The Temptation Of Repression

Some people writing in response to my original LEADERSHIP article could not identify with my struggles at all. They offered me stern advice, mostly consisting of admonishments from the Bible.

Wrote one pastor: “Nowhere does the Bible say to pray for victory over lust. It does say to flee immorality (1 Cor. 6:8). It does say to saturate our minds with Scripture (Ps. 119:9, 11). It does say to make a covenant with our eyes so that we do not gaze on a virgin (Job 31:1). It does say to take every thought captive to Christ (2 Cor. 10:3-5).”

Several people also cited the apostle Paul’s statement about the perversions of Ephesus, “It is disgraceful even to speak of the things which are done by them in secret.”

Reading so many of these letters in one sitting, I had to question my own experience. In my struggles with lust, was I making complex something that should have been very simple? I had written page after page about “the war within” and the forces that pulled me toward lust.

The letter writers seemed to think the solution to lust was the same as the solution to the drug problem in America: Just Say No!

But then I read the letters of people who had felt every moment of my struggle. These, among them godly men and women, had succumbed to temptation. A firm resolution to say no did not seem enough.

What is the difference between “fleeing immorality” and simple repression? By automatically turning away from any impulse toward sexual desire, will I dam up a reservoir of repression that will one day overflow? I don’t know, but I do believe that we who learn to practice repression at an early age may be woefully unprepared to face real temptation.

I think of the classical distinction between virtue and innocence: virtue, unlike innocence, has successfully passed a point of temptation. Perhaps a person who grows up in a Christian subculture, attends Christian schools, watches Christian television, reads Christian books, and listens to Christian music can survive the 1980s in something like a state of innocence. But there is a danger also: a person reared in such a hothouse environment may wilt once he or she steps into the broader society.

I grew up in a sheltered Christian background, where I learned to rely on simple, black-and-white, just-say-no repression as the best defense against all forms of temptation. But that defense failed me in the matter of lust. I was utterly unprepared for the force, the almost magical force, of human sexuality.

Since those days of innocence, I have read thinkers like Wilhelm Reich, Arthur Schopenhauer, and Sigmund Freud, each of whom explains almost all human behavior on the basis of the sexual instinct. I do not agree with them, but they do underscore the enormous power of human sexuality.

“I feel as if I had escaped from the hands of a mad and furious master,” said Sophocles when old age finally quelled his sexual drive.

Sex cannot be reduced to neat, rational formulas and explained away. And I wonder whether any degree of repression can withstand its force.

Will any amount of repression ever prepare us for virtue?

Yet I must confess that in the past five years, I have often used pure repression as a response to temptation. Once the back of my “addiction” to lust had been broken, I was able to repress temptations in that direction. But just saying no became possible only after I had dealt with the nature of the lust impulse.
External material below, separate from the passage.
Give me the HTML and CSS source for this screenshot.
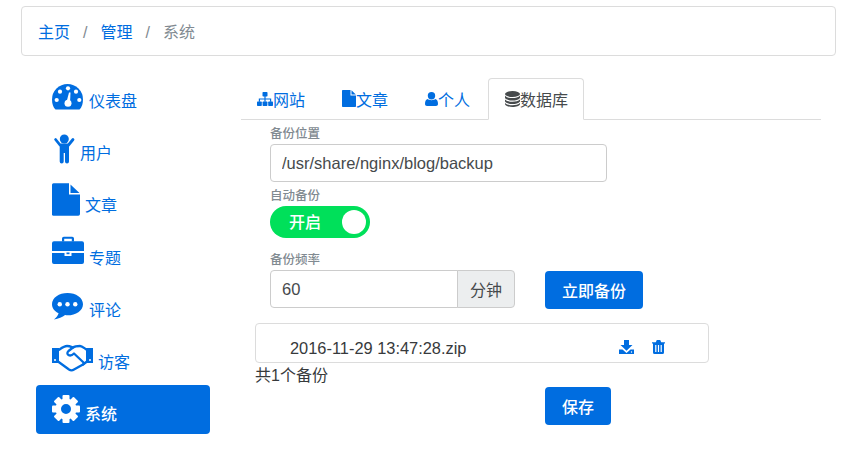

Different people develop different ways of controlling their sexual impulses. I recently read of the French Thomist philosopher Jacques Maritain, who together with his wife took a vow of celibacy. Both in their early thirties and having been married ten years, they kept the vow the rest of their lives. Maritain revealed his secret only after Raissa’s death: “We decided to renounce a thing which marriage fulfills, a deep need of the human being – both of body and spirit … I do not say that any such decision was easy to take … It implied no scorn for nature but a desire to follow at any price at least one of the counsels of the perfect life.” Maritain also reported that “one of the great graces of our life was that … our mutual love was infinitely increased.” I stand in awe before such a decision, even as I choose another way for myself. But whatever you think about the Maritains’ choice, it hardly seems like repression. They made the choice in full awareness of their sexuality, in full commitment to their relationship. It sounds more like virtue than like innocence.

I ultimately came the reject repression as the best response to my sexuality for the same reason that I rejected indulgence: it fails to satisfy the underlying human needs. Indulgence meets temporary needs but disconnects them from the underlying needs of intimacy. Similarly, repression may give me an escape from an immediate temptation toward lust, but it will not satisfy the state that made me susceptible to lust in the first place.

 

Reconnecting The Sexual Self

The only ultimate solution for my sexual needs, I am convinced, will involve finding a balanced and mature way of expressing the full range of my sexuality within my marriage. I experienced sex in its “disconnected” form, as a voyeur of other people’s bodies, apart from a relationship. My healing process will surely involve reconnecting that sexual power and energy with the growth toward intimacy it was designed to accompany.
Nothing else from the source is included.